FORT DRUM, NEW YORK - DECEMBER 10: U.S. Army soldiers retrieve their duffel bags after they returned home from a 9-month deployment to Afghanistan on December 10, 2020 at Fort Drum, New York. The 10th Mountain Division soldiers who arrived this week are under orders to isolate with family at home or with fellow troops in barracks, finishing their quarantine just before Christmas. In the waning days of the Trump Administration and after 19 years of war, the U.S. military continues to reduce troop levels in Afghanistan. (Photo by John Moore/Getty Images)

The Pentagon on Tuesday completed “greater than 50%” of its task of withdrawing troops and equipment from Afghanistan as the United States is going to end its longest war this year.

The US military has removed “the equivalent of approximately 500 C-17 loads of material out of Afghanistan,” according to a US Central Command (Centcom) statement issued on Tuesday.

Nearly 13,000 pieces of equipment, which will not be handed over to the Afghan forces, have been given to the Defense Logistics Agency for disposal.

“The 13,000 pieces of equipment are comprised almost entirely of federal excess personal property. This equipment does not consist of defensive articles or are considered to be major equipment,” reads the statement.

The US has officially handed over six facilities to the Afghan Ministry of Defense, it added.

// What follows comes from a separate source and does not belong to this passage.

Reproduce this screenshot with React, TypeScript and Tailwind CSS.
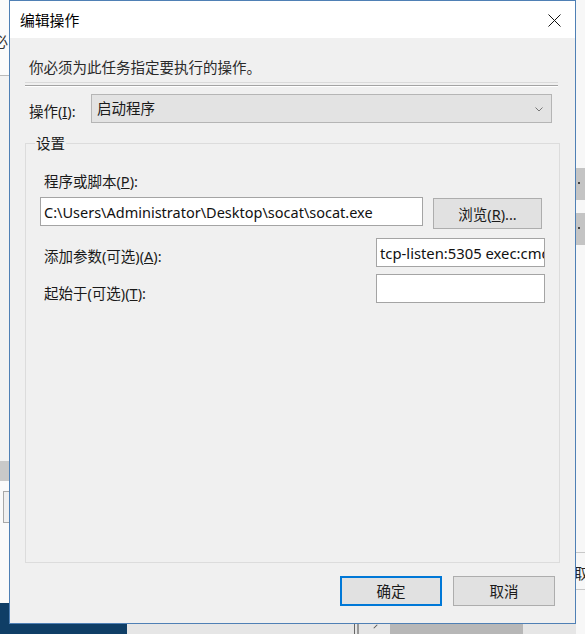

“We anticipate additional transfers of bases and military assets in the future which will support the ANDSF/GIRoA as they work to stabilise and defend their nation.”

In April, President Joe Biden had announced a full withdrawal of US troops from Afghanistan by September 11, that will mark the 20th anniversary of the 9/11 attacks.

Under the deal brokered last year by the Trump administration with the Taliban, the foreign forces were bound to leave Afghanistan by May 1 but Biden extended it, enraging the former rulers of Afghanistan.

As the US troops pull out began, the Taliban have accelerated their activities as they have taken control of some more areas.

Ruhollah Ahmadzai, a defence ministry spokesman, said that Afghan forces have designed a comprehensive plan to retake the areas and suppress the militants. 

He said that the Taliban’s control on some areas did not reflect their strength, adding that security forces had withdrawn from these areas to prevent civilian casualties.